The style filter cuts across eras. Traditional emphasizes weight and cultural depth; Modern emphasizes the post-independence revival forms that feel contemporary but distinctly Belarusian. Unique produces names that a Belarusian historian would recognize but that most people have never encountered — good for fiction, historical work, or anyone who wants something genuinely rare.
Full Name format adds the patronymic and surname, which completely changes the feel. Aliaksandr Vasilenavich Kalinouski reads as Belarusian in a way that Aliaksandr alone doesn't. The patronymic is where the phonological rules become most visible.
Common Questions
How are Belarusian names different from Russian names?
The most reliable marker is the akanne rule: unstressed "o" becomes "a" in Belarusian, so Aliaksandr instead of Aleksandr, Aliaksei instead of Aleksei, Palina instead of Polina. Belarusian also shifts g- to a soft h- in many positions, giving Hanna instead of Anna, Hryhorii instead of Grigory. These aren't just spelling variations — they reflect genuinely different phonological systems.
What are the most distinctly Belarusian surnames?
The -ski/-skaya suffix (Kalinouski, Sapieha) marks noble and gentry families. The -vich/-ich suffix covers patronymic-derived surnames. The -uk/-iuk suffix is especially common in western Belarus and the Polesie region. Combinations like Kavalevich, Lukashuk, or Palitski are recognizably Belarusian even without context.
Is Belarusian naming similar to Polish or Ukrainian?

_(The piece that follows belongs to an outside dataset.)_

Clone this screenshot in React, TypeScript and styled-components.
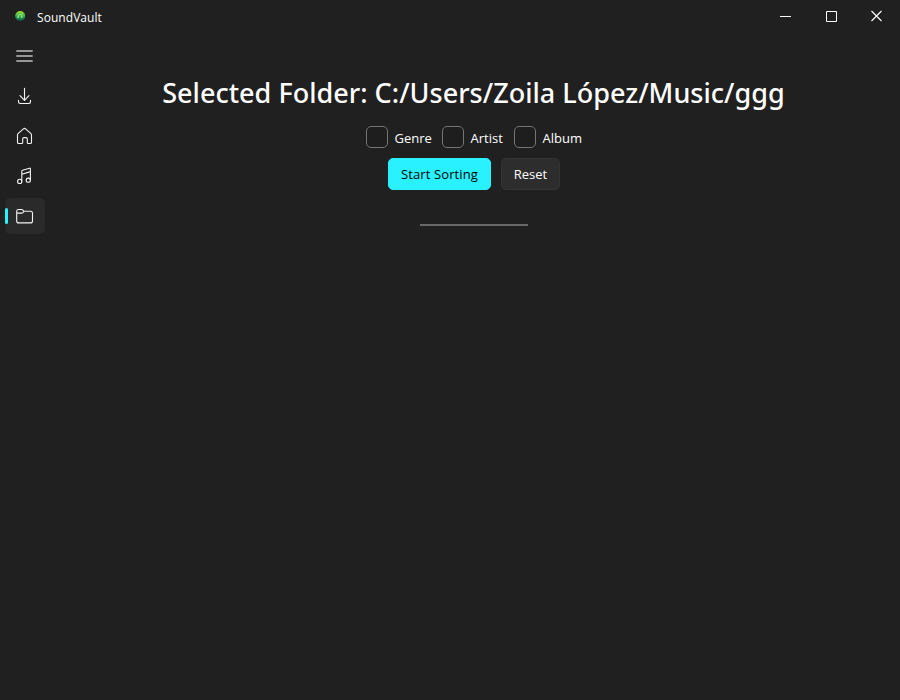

There's overlap, but real differences. Belarusian and Ukrainian share some phonological features (both shift g- to h- in certain positions) and some -enko/-uk surname patterns in the border regions. Belarusian and Polish share -ski/-skaya surnames from the GDL nobility period. But Belarusian akanne is its own feature that neither Polish nor Ukrainian has in the same form, and the Belarusian Cyrillic orthography creates distinct written forms even when the sounds are similar.